On what he’s encouraged about how this team has evolved … 
“I mean I’m encouraged that if we choose to be a great defensive team we can. And if you look at any other young teams in the country that are trying to win at a high level, they’re just trying to out-score people because they’re not great defensive teams. They’re just not. We’re trying to do it the other way. Let’s be a great defensive team. Let’s be a great rebounding team. And then we’re not forced to have to out-score people. The problem is at the end of the year when you’ve got six games, you may hit a game where you go 3 for 30 from the 3. Then you lose. You may hit a game where it’s just one of those games you’re not making shots. Or you do score 80, but they score 83. You lose. And then there are times you cannot run. They called a walk on the other team, you’re not gonna believe this: they’re all five gonna be back there. It’s not gonna be 5 vs. 3. They’re back there. Now you gotta grind it a little bit. You’ve gotta be willing to move it side to side a little bit before you try to score. You gotta be able to play that way. You’re up 15, four minutes to go, you keep playing fast? Okay, you better make every shot because if you miss five in a row, now all of a sudden you’re gonna look up and it’s four. And then you’re gonna miss free throws. And then all of a sudden you just lost based on the fact that you couldn’t grind it. And that’s what we’re trying to teach this team. It’s really hard, but that’s what I’ve tried to do historically. We’re gonna play fast, but we need to grind it out, or the game looks ugly, or we need to pull back the reigns they know how to play.” 
 
On fans encouraging Brad Calipari to shoot when he’s in games … 

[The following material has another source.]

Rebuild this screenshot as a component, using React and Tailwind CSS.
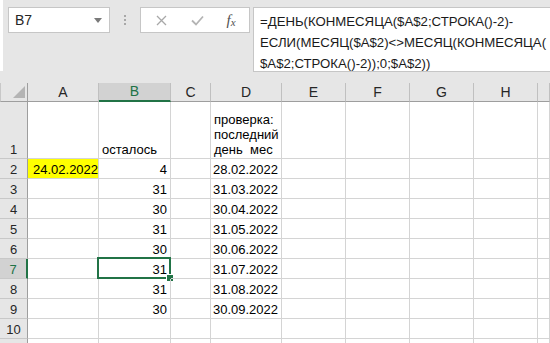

“Well, one thing I told him, I thought he could have shot one ball. I said ‘why the heck didn’t you shoot it?’ And he said, ‘I just stepped in the game.’ And I said, ‘good comment.’ Because do you really want a guy walking in the game, catching a ball and shooting a 30-footer? No. So he’s trying to play basketball. He wants to be a basketball player. He wants to prove that he can be on the court and help this team win, and I appreciate that. He deserves to play, but maybe not in front of these guys. Like he works hard enough to deserve to get on that court, but the problem is he’s got some guys in front of him that are pretty good. But he’s been, you know, it’s been great for me to watch and be a part of day to day. He texted me today ‘why didn’t I get breakfast in bed? What happened? No one brought me breakfast in bed.’ I enjoy walking in the gym and seeing him. I really do.”